Tuesday, November 05, 2013

Casinos, Pot and the Quest For Consistency

By Ross Douthat
The New York Times, The Opinion Pages

My Sunday column on “pot and jackpots” — that is, the march toward marijuana legalization and the spread of casino gambling — tried to widen the usual culture-war frame to encompass not just bedroom-and-altar hot buttons, but the way the broader logic of “consenting adults” is working itself out in other areas of American life. One point I didn’t get to, though, is the extent to which both of these issues, pot and gambling, illustrate what one might call the rationalizing impulse in modern American politics, which seeks perfect fairness and consistency at the expense of compromises rooted in the accidents of history, and which makes it hard for conservatives to defend older, inherently-arbitrary arrangements even when they make practical sense.

Consider casinos, for instance. Was there any deep principle behind the old, pre-1990s dispensation, in which New Jersey and Nevada essentially served as the country’s designated outlets for the deep-seated urge to risk your money at lousy odds while a sleepless waitress refills your drinks? If such a principle existed, it wasn’t exactly obvious, and had I grown up in the general vicinity of Atlantic City or Reno I probably would have resented the set of accidents that turned my native city into the place where everybody else came to party, act out, occasionally ruin their own lives or their families, and despoil a community where they didn’t have to live. If casino gambling is socially destructive enough to be basically illegal in 48 states, I might would have thought, then why not in all 50? Or alternatively, if it’s okay for Nevadans to build gambling palaces, then why shouldn’t it be okay for Minnesotans or Vermonters or Oklahomans as well?

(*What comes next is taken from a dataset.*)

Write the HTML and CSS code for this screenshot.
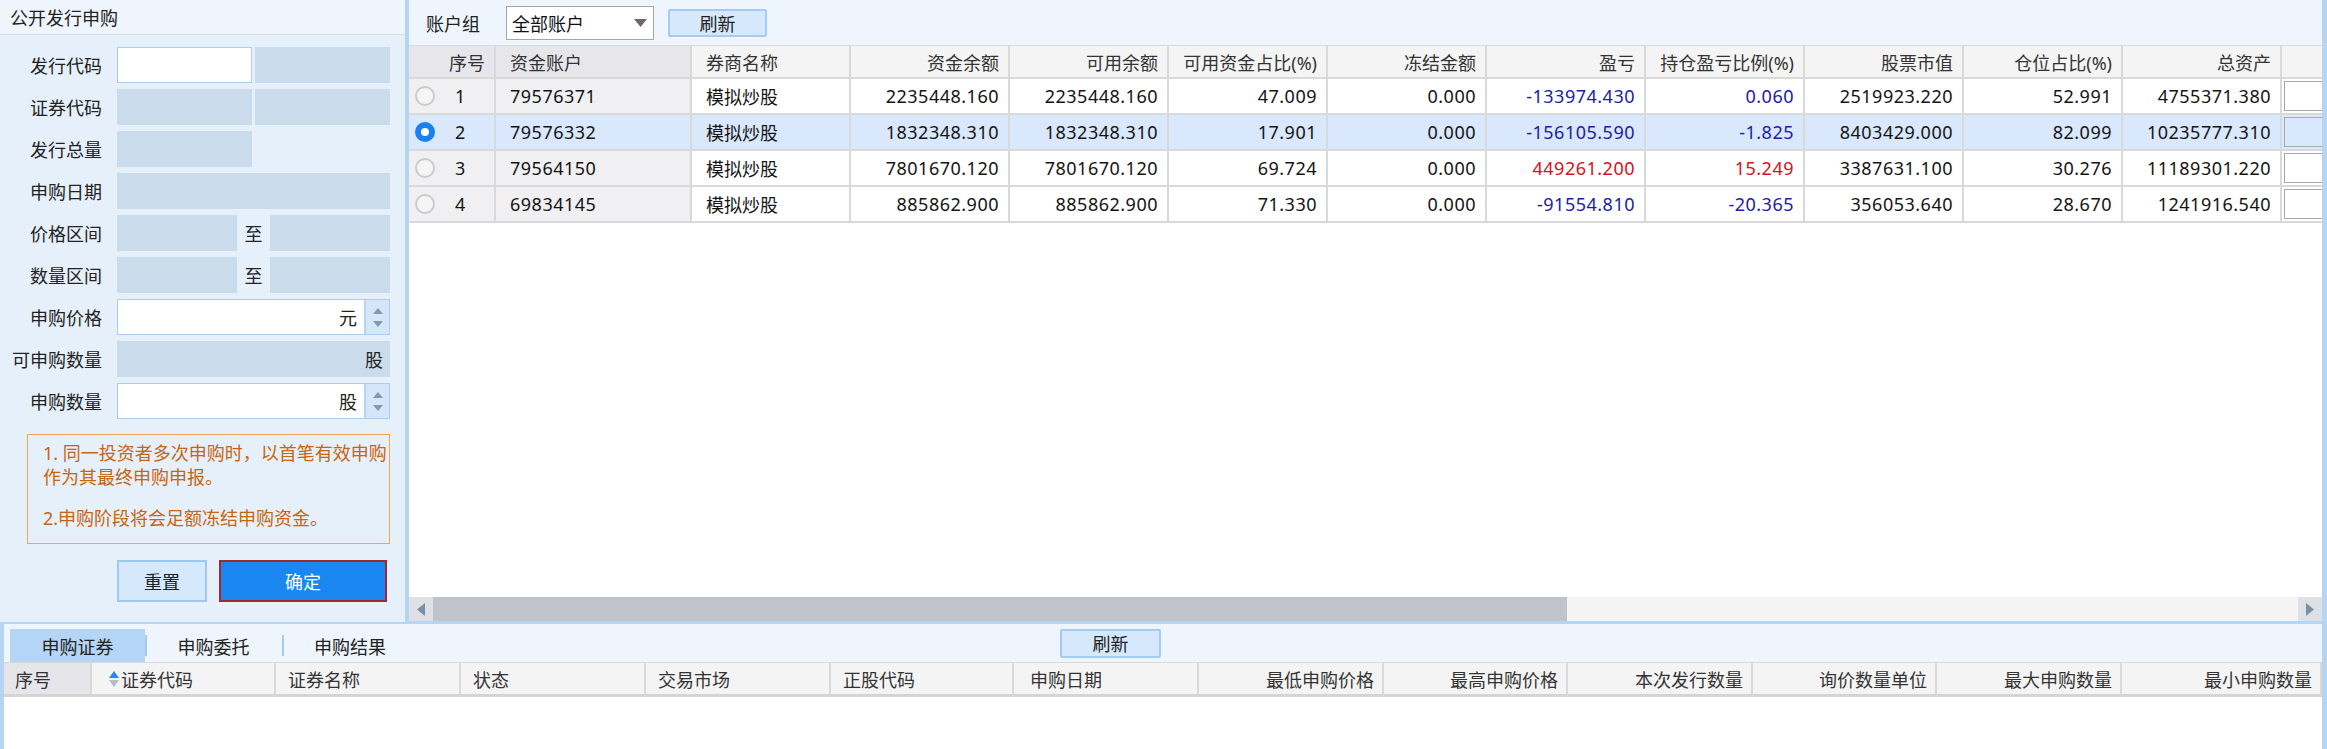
FILE: index.html
```html
<!DOCTYPE html>
<html lang="zh-CN">
<head>
<meta charset="utf-8">
<title>公开发行申购</title>
<link rel="stylesheet" href="styles.css">
</head>
<body>
<div class="app">
  <div class="top">
    <aside class="left">
      <div class="left-title">公开发行申购</div>
      <div class="form">
        <div class="frow"><label>发行代码</label><div class="pair"><div class="inp"></div><div class="box"></div></div></div>
        <div class="frow"><label>证券代码</label><div class="pair"><div class="box"></div><div class="box"></div></div></div>
        <div class="frow"><label>发行总量</label><div class="pair"><div class="box"></div><div></div></div></div>
        <div class="frow"><label>申购日期</label><div class="box"></div></div>
        <div class="frow"><label>价格区间</label><div class="range"><div class="box"></div><span class="to">至</span><div class="box"></div></div></div>
        <div class="frow"><label>数量区间</label><div class="range"><div class="box"></div><span class="to">至</span><div class="box"></div></div></div>
        <div class="frow"><label>申购价格</label>
          <div class="spin"><div class="spin-val">元</div>
            <div class="spin-btns">
              <svg width="10" height="6" viewBox="0 0 10 6"><polygon points="5,0 10,6 0,6" fill="#8898a9"/></svg>
              <svg width="10" height="6" viewBox="0 0 10 6"><polygon points="0,0 10,0 5,6" fill="#8898a9"/></svg>
            </div>
          </div>
        </div>
        <div class="frow"><label>可申购数量</label><div class="box unit">股</div></div>
        <div class="frow"><label>申购数量</label>
          <div class="spin"><div class="spin-val">股</div>
            <div class="spin-btns">
              <svg width="10" height="6" viewBox="0 0 10 6"><polygon points="5,0 10,6 0,6" fill="#8898a9"/></svg>
              <svg width="10" height="6" viewBox="0 0 10 6"><polygon points="0,0 10,0 5,6" fill="#8898a9"/></svg>
            </div>
          </div>
        </div>
      </div>
      <div class="notice">
        <p>1. 同一投资者多次申购时，以首笔有效申购<br>作为其最终申购申报。</p>
        <p>2.申购阶段将会足额冻结申购资金。</p>
      </div>
      <div class="btns">
        <button class="btn btn-reset">重置</button>
        <button class="btn btn-ok">确定</button>
      </div>
    </aside>

    <section class="main">
      <div class="toolbar">
        <span class="tb-label">账户组</span>
        <div class="select"><span>全部账户</span>
          <svg width="13" height="8" viewBox="0 0 13 8"><polygon points="0,0 13,0 6.5,8" fill="#6b6b6b"/></svg>
        </div>
        <button class="btn-refresh">刷新</button>
      </div>
      <div class="table">
        <div class="trow thead">
          <div class="fz">序号</div><div class="fz l">资金账户</div><div class="l">券商名称</div>
          <div>资金余额</div><div>可用余额</div><div>可用资金占比(%)</div><div>冻结金额</div>
          <div>盈亏</div><div>持仓盈亏比例(%)</div><div>股票市值</div><div>仓位占比(%)</div><div>总资产</div><div></div>
        </div>
        <div class="trow">
          <div class="fz c-idx"><span class="radio"></span><span class="n">1</span></div><div class="fz l num">79576371</div><div class="l">模拟炒股</div>
          <div class="num">2235448.160</div><div class="num">2235448.160</div><div class="num">47.009</div><div class="num">0.000</div>
          <div class="num neg">-133974.430</div><div class="num neg">0.060</div><div class="num">2519923.220</div><div class="num">52.991</div><div class="num">4755371.380</div><div class="cx"><i></i></div>
        </div>
        <div class="trow sel">
          <div class="fz c-idx"><span class="radio on"></span><span class="n">2</span></div><div class="fz l num">79576332</div><div class="l">模拟炒股</div>
          <div class="num">1832348.310</div><div class="num">1832348.310</div><div class="num">17.901</div><div class="num">0.000</div>
          <div class="num neg">-156105.590</div><div class="num neg">-1.825</div><div class="num">8403429.000</div><div class="num">82.099</div><div class="num">10235777.310</div><div class="cx"><i></i></div>
        </div>
        <div class="trow">
          <div class="fz c-idx"><span class="radio"></span><span class="n">3</span></div><div class="fz l num">79564150</div><div class="l">模拟炒股</div>
          <div class="num">7801670.120</div><div class="num">7801670.120</div><div class="num">69.724</div><div class="num">0.000</div>
          <div class="num pos">449261.200</div><div class="num pos">15.249</div><div class="num">3387631.100</div><div class="num">30.276</div><div class="num">11189301.220</div><div class="cx"><i></i></div>
        </div>
        <div class="trow">
          <div class="fz c-idx"><span class="radio"></span><span class="n">4</span></div><div class="fz l num">69834145</div><div class="l">模拟炒股</div>
          <div class="num">885862.900</div><div class="num">885862.900</div><div class="num">71.330</div><div class="num">0.000</div>
          <div class="num neg">-91554.810</div><div class="num neg">-20.365</div><div class="num">356053.640</div><div class="num">28.670</div><div class="num">1241916.540</div><div class="cx"><i></i></div>
        </div>
      </div>
      <div class="hscroll">
        <div class="sb-btn"><svg width="8" height="13" viewBox="0 0 8 13"><polygon points="8,0 8,13 0,6.5" fill="#7c8ea1"/></svg></div>
        <div class="sb-thumb"></div>
        <div class="sb-track"></div>
        <div class="sb-btn"><svg width="8" height="13" viewBox="0 0 8 13"><polygon points="0,0 8,6.5 0,13" fill="#7c8ea1"/></svg></div>
      </div>
    </section>
  </div>

  <div class="bottom">
    <div class="tabs">
      <div class="tab active">申购证券</div>
      <div class="tab t2">申购委托</div>
      <div class="tab t3">申购结果</div>
      <button class="btn-refresh brefresh">刷新</button>
    </div>
    <div class="bhead">
      <div class="fz">序号</div>
      <div class="sortcell"><svg width="10" height="16" viewBox="0 0 10 16"><polygon points="5,0 10,7 0,7" fill="#2b87ea"/><polygon points="0,9 10,9 5,16" fill="#b4bcc6"/></svg>证券代码</div>
      <div>证券名称</div><div>状态</div><div>交易市场</div><div>正股代码</div><div class="d">申购日期</div>
      <div class="r">最低申购价格</div><div class="r">最高申购价格</div><div class="r">本次发行数量</div>
      <div class="r">询价数量单位</div><div class="r">最大申购数量</div><div class="r">最小申购数量</div>
    </div>
    <div class="bbody"></div>
  </div>
</div>
</body>
</html>
```

FILE: styles.css
```css
* { box-sizing: border-box; margin: 0; padding: 0; }
body {
  margin: 0;
  font-family: "Noto Sans", "Noto Sans CJK SC", sans-serif;
  font-size: 18px;
  color: #1a1a1a;
  background: #b6d5f3;
  overflow: hidden;
}
.app {
  width: 2327px;
  height: 749px;
  display: flex;
  flex-direction: column;
  background: #b6d5f3;
}
.top { display: flex; height: 622px; gap: 4px; flex: none; }

/* left panel */
.left {
  width: 405px;
  flex: none;
  background: #e6f0fa;
  display: flex;
  flex-direction: column;
}
.left-title {
  height: 35px;
  background: #eef5fd;
  border-bottom: 1px solid #d3dae2;
  padding-left: 10px;
  line-height: 36px;
  color: #222;
}
.form { display: flex; flex-direction: column; gap: 6px; padding-top: 12px; }
.frow {
  display: grid;
  grid-template-columns: 102px 273px;
  column-gap: 15px;
  height: 36px;
}
.frow label {
  display: flex;
  align-items: center;
  justify-content: flex-end;
  color: #222;
  white-space: nowrap;
}
.pair { display: grid; grid-template-columns: 135px 135px; column-gap: 3px; }
.box { background: #cadbec; }
.inp { background: #fff; border: 1px solid #a9cef2; }
.range { display: grid; grid-template-columns: 120px 33px 120px; }
.range .to { display: flex; align-items: center; justify-content: center; color: #222; }
.unit { display: flex; align-items: center; justify-content: flex-end; padding-right: 7px; color: #222; }
.spin { display: flex; background: #fff; border: 1px solid #a9cef2; }
.spin-val { flex: 1; display: flex; align-items: center; justify-content: flex-end; padding-right: 7px; color: #222; }
.spin-btns {
  width: 25px;
  background: #d4e6f9;
  border-left: 2px solid #b6d5f3;
  display: flex;
  flex-direction: column;
  justify-content: space-around;
  align-items: center;
  padding: 4px 0;
}
.notice {
  margin: 15px 15px 0 27px;
  border: 1px solid #f2a650;
  padding: 6px 0 13px 15px;
  color: #c8650f;
  line-height: 24px;
  white-space: nowrap;
}
.notice p + p { margin-top: 17px; }
.btns { display: flex; gap: 12px; margin: 16px 0 0 117px; }
.btn {
  height: 42px;
  font: inherit;
  display: flex;
  align-items: center;
  justify-content: center;
}
.btn-reset { width: 90px; background: #d6e9fc; border: 2px solid #9fc8ef; color: #222; }
.btn-ok { width: 168px; background: #1a86f0; border: 2px solid #9e2a2e; color: #fff; }

/* main panel */
.main {
  width: 1913px;
  flex: none;
  background: #fff;
  display: flex;
  flex-direction: column;
  border-bottom: 1px solid #b6d5f3;
}
.toolbar {
  height: 45px;
  flex: none;
  background: #eef5fd;
  display: flex;
  align-items: center;
  padding-left: 17px;
}
.tb-label { margin-right: 26px; color: #222; }
.select {
  width: 148px;
  height: 34px;
  background: #fff;
  border: 1px solid #a6a6a6;
  display: flex;
  align-items: center;
  justify-content: space-between;
  padding: 0 6px 0 5px;
  color: #111;
}
.btn-refresh {
  width: 99px;
  height: 28px;
  margin-left: 14px;
  background: #d6e9fc;
  border: 2px solid #a3ccf0;
  border-radius: 2px;
  font: inherit;
  color: #222;
  display: flex;
  align-items: center;
  justify-content: center;
}
.table { flex: 1; overflow: hidden; background: #fff; min-height: 0; }
.trow {
  display: grid;
  grid-template-columns: 87px 196px repeat(10, 159px) 100px;
  height: 36px;
  width: max-content;
}
.trow > div {
  border-right: 2px solid #d9d9d9;
  border-bottom: 2px solid #d9d9d9;
  display: flex;
  align-items: center;
  justify-content: flex-end;
  padding: 0 9px;
  white-space: nowrap;
  overflow: hidden;
  color: #141414;
}
.trow > .fz { background: #f0f0f3; }
.trow > .l { justify-content: flex-start; padding-left: 14px; }
.thead { height: 34px; }
.thead > div { background: #f4f4f4; border-top: 1px solid #d9d9d9; color: #333; }
.thead > .fz { background: #e7e7eb; }
.trow.sel > div { background: #d9e8fc; }
.num { letter-spacing: 0.5px; }
.trow > .neg { color: #1c1ca8; }
.trow > .pos { color: #d5121b; }
.trow > .c-idx { justify-content: flex-start; padding-left: 6px; }
.c-idx .n { margin-left: 20px; }
.radio {
  width: 20px;
  height: 20px;
  border-radius: 50%;
  border: 2px solid #cbcbcb;
  background: #f5f5f5;
  display: flex;
  align-items: center;
  justify-content: center;
}
.radio.on { background: #1a7ff0; border-color: #1a7ff0; }
.radio.on::after {
  content: "";
  width: 8px;
  height: 8px;
  border-radius: 50%;
  background: #fff;
}
.trow > .cx { padding: 2px 0 2px 2px; align-items: stretch; }
.cx i { flex: 1; border: 1px solid #a8a8a8; background: #fff; }
.sel .cx i { background: #d9e8fc; }

.hscroll { height: 24px; flex: none; display: flex; background: #f4f4f4; }
.sb-btn { width: 24px; flex: none; background: #dde1e6; display: flex; align-items: center; justify-content: center; }
.sb-thumb { width: 1134px; flex: none; background: #c0c4ca; }
.sb-track { flex: 1; }

/* bottom */
.bottom {
  flex: 1;
  margin: 2px 5px 0 4px;
  background: #fff;
  display: flex;
  flex-direction: column;
  min-height: 0;
}
.tabs {
  height: 38px;
  flex: none;
  background: #eef5fd;
  display: flex;
  align-items: flex-end;
  padding-left: 6px;
}
.tab {
  height: 33px;
  display: flex;
  align-items: center;
  justify-content: center;
  position: relative;
  color: #222;
}
.tab.active { width: 135px; background: #b4d5f5; }
.tab.t2 { width: 137px; }
.tab.t3 { width: 136px; }
.tab + .tab::before {
  content: "";
  position: absolute;
  left: 0;
  top: 6px;
  width: 2px;
  height: 21px;
  background: #aac9e7;
}
.brefresh { margin-left: 642px; align-self: center; width: 101px; height: 29px; }
.bhead {
  display: grid;
  grid-template-columns: 88px 184px 185px 185px 185px 183px 185px 185px 184px 185px 184px 185px 1fr;
  height: 35px;
  flex: none;
}
.bhead > div {
  background: #f4f4f4;
  border-top: 1px solid #d9d9d9;
  border-bottom: 3px solid #d4d4d4;
  border-right: 2px solid #d9d9d9;
  display: flex;
  align-items: center;
  padding: 0 12px;
  color: #333;
  white-space: nowrap;
}
.bhead > .fz { background: #e6e6ea; padding-left: 11px; }
.bhead > .r { justify-content: flex-end; padding-right: 8px; }
.bhead > .d { padding-left: 16px; }
.bhead > .sortcell { padding-left: 17px; gap: 2px; }
.bbody { flex: 1; background: #fff; }
```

If there’s a right to gamble, why shouldn’t it apply everywhere — and if casinos come with social costs, why not do the fair thing and spread those costs around?

So too, in a slightly different way, with the longstanding prohibition on marijuana. As advocates for legalizing pot have long protested, there’s no obviously compelling reason besides the quirks of history and culture that clearly justifies making alcohol a normal part of respectable socializing, while consigning weed to the extralegal fringe. If I prefer a toke to a drink, why should the law draw some spurious, culturally contingent distinction that makes my preference criminal, and consigns dealers to prison while bartenders walk free? If we restrict substances that can damage their users, why not do the fair thing and make the restrictions uniform?

The answer is … well, the answer in both cases is essentially contingent, historicist, tradition-minded. We have these inherited limits — geographic, legal — on certain vices, certain self-destructive activities. They are inherently arbitrary, yes — but they also may do useful work regulating how easily and casually and frequently people indulge in those vices, and they may strike a balance between puritanism and permissiveness that’s socially useful even if isn’t perfectly consistent or obviously fair. Whereas making consistency our north star requires either accepting an unsustainable level of repression (adding a reboot of Prohibition to the War on Drugs, say, or telling Americans that Vegas is closed and they have to fly to the Caribbean for those kind of thrills) or a damaging level of permissiveness … with the latter, quite possibly, being what we’re headed for today.

We’re headed there because these kind of tradition-based arguments don’t satisfy the modern mind, but also because in a society that doesn’t put much stock in arguments from tradition it’s hard to go just part of the way on a given social question and then stop. With casino gambling, for instance, I don’t think the “Indian tribe carveout” that brought casinos to a lot of states in the Clinton era was necessarily a good idea, but I could imagine someone arguing that it offered a better balance between restriction and release than the Atlantic City/Vegas model. But whether it was better or not, it was seemingly foredoomed to be temporary: Once the old taboos were broken and the process got started, there was no obvious stopping place, no obvious reason why states that had already conceded on the principle of welcoming casinos wouldn’t want to claim a large piece of the action for themselves. And that’s how we’ve ended up, not with the modest expansion of casino gambling that the reservation model seemed to promise, but with a race to the bottom by income-hungry states.

With marijuana, as I said in the column, I’m a lot more sympathetic to the steps toward decriminalization that have been taken to date, because I think the strict-prohibition model has been a pretty clear policy failure, with too many attendant injustices, in a way that the “only in Vegas” model of casino policy was not. But I also worry that we’re basically in the “only on Indian reservations” stage of the progression with pot, and that in a generation or so we’ll have passed from the plausible way station of decriminalization to the logical endpoint of full commercial legalization, because nobody will be able to adequately explain in principle why using a drug should be legal but turning a profit off it (with the attendant bounty of tax dollars for the state) should not. If I were confident that this process would be managed by, say, a wise policy mind like Mark Kleiman, who favors allowing small-scale production and distribution while maintaining a ban on commercial production, I would feel better about where we’re headed. But the Kleiman stopping point, however practically desirable, has some of the same arbitrariness problems as the old regime, and the logic of full legalization just seems like it may prove too powerful for a permissively-inclined, fairness-oriented, consistency-seeking society to resist.